◆ **Provided information**:
-------------------------
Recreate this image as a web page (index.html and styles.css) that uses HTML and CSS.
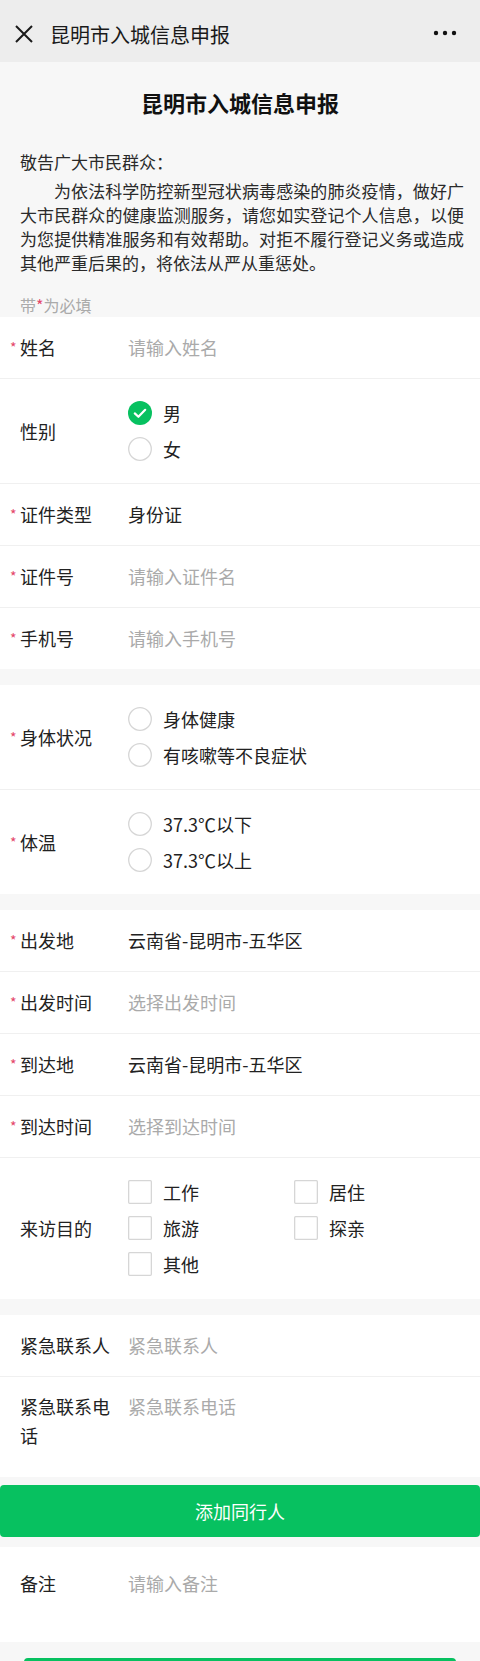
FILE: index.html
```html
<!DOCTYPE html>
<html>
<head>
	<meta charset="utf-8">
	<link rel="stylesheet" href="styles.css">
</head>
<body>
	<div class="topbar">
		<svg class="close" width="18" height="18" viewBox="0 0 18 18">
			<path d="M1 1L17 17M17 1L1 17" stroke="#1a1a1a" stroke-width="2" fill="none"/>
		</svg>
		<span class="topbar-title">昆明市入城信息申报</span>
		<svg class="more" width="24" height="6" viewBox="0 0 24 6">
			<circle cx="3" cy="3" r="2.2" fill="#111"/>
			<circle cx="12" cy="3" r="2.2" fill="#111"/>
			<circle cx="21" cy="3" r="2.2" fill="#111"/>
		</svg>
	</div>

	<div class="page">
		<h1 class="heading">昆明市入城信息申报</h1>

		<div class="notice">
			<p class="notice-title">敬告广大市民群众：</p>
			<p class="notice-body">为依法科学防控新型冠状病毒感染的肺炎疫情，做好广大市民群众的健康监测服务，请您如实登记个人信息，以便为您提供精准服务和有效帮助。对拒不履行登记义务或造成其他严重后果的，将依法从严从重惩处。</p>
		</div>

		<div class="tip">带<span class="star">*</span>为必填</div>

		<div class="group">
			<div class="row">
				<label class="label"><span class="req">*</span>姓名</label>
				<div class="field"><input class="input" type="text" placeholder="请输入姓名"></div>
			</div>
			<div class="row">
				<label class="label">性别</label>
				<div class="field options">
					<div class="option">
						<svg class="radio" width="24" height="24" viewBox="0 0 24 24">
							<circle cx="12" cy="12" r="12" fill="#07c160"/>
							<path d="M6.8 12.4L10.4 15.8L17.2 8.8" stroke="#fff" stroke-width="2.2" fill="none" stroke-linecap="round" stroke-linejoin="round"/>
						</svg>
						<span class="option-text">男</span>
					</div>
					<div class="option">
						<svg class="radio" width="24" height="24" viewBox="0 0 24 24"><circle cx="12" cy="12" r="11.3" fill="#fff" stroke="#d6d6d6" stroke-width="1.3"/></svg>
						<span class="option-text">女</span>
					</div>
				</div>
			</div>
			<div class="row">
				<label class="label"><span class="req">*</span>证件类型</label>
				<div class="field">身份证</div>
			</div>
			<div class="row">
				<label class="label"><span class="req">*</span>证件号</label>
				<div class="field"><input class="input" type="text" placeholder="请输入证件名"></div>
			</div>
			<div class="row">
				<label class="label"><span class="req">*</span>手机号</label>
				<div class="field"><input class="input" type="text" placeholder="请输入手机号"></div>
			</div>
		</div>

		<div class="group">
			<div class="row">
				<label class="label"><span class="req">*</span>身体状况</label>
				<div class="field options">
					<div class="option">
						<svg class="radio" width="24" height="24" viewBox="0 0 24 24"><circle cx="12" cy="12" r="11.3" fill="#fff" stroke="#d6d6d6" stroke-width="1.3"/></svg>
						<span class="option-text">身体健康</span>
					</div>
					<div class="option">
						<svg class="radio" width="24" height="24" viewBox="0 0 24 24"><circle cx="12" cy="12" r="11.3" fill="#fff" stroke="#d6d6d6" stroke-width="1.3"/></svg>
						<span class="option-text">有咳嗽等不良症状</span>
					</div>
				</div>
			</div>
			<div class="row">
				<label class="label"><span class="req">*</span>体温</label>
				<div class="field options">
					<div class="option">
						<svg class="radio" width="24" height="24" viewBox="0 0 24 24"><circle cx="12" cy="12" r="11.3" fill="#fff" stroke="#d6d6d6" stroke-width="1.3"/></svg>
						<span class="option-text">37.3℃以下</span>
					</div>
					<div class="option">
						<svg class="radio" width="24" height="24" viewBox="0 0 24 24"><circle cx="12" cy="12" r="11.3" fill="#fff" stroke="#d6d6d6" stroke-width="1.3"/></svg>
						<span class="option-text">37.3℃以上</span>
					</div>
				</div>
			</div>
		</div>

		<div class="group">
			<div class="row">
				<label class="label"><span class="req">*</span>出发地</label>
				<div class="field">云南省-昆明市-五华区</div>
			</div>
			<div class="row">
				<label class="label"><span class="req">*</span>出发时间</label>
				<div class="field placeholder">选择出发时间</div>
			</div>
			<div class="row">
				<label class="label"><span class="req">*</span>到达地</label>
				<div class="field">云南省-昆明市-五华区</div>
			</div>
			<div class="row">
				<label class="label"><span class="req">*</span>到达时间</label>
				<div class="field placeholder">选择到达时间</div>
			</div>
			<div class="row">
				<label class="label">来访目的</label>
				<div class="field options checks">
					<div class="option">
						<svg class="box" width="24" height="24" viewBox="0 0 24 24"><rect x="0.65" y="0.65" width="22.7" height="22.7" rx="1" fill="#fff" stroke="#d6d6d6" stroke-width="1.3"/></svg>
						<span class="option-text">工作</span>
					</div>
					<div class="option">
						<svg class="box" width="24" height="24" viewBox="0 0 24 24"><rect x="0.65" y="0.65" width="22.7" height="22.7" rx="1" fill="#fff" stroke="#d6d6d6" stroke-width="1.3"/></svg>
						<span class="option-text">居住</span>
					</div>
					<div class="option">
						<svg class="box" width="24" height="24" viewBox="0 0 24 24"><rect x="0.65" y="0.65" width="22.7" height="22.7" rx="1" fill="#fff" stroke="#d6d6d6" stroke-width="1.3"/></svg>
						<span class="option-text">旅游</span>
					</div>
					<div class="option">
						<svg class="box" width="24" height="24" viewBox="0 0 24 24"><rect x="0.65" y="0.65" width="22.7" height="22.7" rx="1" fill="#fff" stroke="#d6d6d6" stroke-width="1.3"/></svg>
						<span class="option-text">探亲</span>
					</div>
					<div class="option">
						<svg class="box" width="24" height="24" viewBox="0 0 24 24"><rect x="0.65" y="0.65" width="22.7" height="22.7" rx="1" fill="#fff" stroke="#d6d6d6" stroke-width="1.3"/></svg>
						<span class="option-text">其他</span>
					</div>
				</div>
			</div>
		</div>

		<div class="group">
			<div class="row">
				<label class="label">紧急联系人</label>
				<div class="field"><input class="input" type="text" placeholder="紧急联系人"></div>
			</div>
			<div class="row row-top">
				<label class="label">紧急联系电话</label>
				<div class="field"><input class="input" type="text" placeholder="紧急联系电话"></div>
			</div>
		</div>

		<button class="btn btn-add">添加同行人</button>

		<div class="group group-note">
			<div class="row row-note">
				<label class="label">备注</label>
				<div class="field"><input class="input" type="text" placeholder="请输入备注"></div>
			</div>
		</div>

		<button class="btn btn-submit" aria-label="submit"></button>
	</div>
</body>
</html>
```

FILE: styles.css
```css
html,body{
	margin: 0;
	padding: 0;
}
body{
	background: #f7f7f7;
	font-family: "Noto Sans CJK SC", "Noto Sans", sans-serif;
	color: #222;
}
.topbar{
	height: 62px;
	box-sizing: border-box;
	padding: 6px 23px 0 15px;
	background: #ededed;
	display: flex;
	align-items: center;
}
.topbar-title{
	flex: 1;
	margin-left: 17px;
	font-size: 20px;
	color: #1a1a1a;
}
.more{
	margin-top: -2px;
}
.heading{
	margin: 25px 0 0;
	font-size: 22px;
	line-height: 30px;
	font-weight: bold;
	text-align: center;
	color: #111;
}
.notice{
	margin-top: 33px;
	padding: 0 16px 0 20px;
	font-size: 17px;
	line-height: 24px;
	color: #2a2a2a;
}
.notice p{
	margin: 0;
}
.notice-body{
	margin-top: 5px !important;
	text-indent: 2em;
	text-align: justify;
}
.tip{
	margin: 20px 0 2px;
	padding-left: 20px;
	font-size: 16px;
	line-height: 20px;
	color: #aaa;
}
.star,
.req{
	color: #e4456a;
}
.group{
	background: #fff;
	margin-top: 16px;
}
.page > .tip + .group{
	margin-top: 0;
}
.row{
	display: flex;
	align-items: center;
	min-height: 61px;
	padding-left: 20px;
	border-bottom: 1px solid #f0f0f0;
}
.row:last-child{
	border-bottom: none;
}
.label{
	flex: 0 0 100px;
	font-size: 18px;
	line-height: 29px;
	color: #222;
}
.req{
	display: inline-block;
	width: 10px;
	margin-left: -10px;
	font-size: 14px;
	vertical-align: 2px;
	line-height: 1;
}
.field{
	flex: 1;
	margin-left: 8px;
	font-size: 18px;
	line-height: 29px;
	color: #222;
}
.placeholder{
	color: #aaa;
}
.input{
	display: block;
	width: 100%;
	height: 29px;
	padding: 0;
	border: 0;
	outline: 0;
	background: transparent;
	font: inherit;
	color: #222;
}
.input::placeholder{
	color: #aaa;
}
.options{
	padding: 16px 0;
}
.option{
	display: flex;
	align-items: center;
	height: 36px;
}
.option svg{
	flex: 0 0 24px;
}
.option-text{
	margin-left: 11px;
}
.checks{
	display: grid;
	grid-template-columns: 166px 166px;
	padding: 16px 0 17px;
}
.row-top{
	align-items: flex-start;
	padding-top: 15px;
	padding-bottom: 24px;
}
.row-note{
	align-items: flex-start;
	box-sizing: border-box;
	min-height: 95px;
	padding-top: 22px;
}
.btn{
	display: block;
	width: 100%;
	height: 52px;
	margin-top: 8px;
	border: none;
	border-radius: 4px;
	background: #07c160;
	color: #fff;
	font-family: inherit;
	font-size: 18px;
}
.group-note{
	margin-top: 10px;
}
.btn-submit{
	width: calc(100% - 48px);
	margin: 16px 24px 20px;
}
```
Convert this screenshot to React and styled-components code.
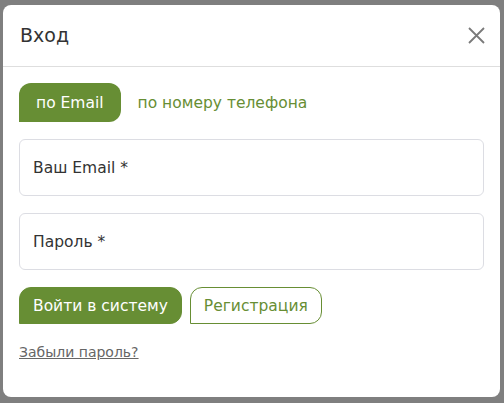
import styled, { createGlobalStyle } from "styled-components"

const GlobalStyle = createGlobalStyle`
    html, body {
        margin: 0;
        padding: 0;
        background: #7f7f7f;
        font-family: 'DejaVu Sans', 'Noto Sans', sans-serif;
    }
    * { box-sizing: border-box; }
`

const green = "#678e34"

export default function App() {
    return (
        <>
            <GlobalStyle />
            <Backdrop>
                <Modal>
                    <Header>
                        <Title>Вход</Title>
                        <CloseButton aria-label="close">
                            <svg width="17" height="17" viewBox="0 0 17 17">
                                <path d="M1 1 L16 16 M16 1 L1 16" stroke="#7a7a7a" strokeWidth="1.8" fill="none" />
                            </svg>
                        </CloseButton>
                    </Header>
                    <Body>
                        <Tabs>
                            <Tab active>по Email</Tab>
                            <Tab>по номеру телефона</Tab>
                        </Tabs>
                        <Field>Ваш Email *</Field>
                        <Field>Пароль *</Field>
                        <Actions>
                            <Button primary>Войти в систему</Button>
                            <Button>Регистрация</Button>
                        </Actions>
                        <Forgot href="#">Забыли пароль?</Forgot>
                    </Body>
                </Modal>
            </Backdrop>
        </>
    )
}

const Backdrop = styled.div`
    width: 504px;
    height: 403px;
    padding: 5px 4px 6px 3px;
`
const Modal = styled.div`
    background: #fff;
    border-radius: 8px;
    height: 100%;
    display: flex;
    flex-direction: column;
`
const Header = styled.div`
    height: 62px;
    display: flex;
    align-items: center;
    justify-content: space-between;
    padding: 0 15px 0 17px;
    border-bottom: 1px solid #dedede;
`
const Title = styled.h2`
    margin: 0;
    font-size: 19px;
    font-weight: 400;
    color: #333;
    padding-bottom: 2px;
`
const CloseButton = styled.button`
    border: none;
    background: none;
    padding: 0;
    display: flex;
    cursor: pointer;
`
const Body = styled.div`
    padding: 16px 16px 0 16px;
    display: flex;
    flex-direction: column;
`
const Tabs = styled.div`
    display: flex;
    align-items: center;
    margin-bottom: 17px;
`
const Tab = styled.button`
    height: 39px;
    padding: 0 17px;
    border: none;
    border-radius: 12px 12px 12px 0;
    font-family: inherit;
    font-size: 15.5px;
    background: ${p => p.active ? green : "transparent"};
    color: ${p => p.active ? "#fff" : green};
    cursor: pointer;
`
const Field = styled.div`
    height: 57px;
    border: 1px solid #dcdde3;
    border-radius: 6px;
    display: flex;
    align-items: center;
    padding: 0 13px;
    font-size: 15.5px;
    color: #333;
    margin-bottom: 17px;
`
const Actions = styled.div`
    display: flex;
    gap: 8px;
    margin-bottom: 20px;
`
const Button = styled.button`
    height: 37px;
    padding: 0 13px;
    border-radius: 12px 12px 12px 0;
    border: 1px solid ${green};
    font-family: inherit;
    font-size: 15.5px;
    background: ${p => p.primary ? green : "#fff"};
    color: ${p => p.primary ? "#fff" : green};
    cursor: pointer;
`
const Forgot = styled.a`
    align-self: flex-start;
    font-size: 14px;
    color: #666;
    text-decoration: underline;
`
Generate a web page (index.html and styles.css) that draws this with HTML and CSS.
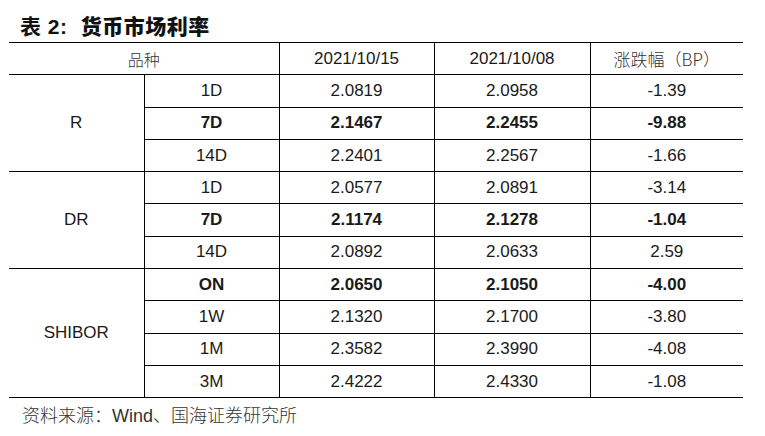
-------------------------
◆ **What is needed**: Exactly how many lines in the data above contain the word "that"? Respond with the number and nothing more.

◆ **Completed exercise**: 2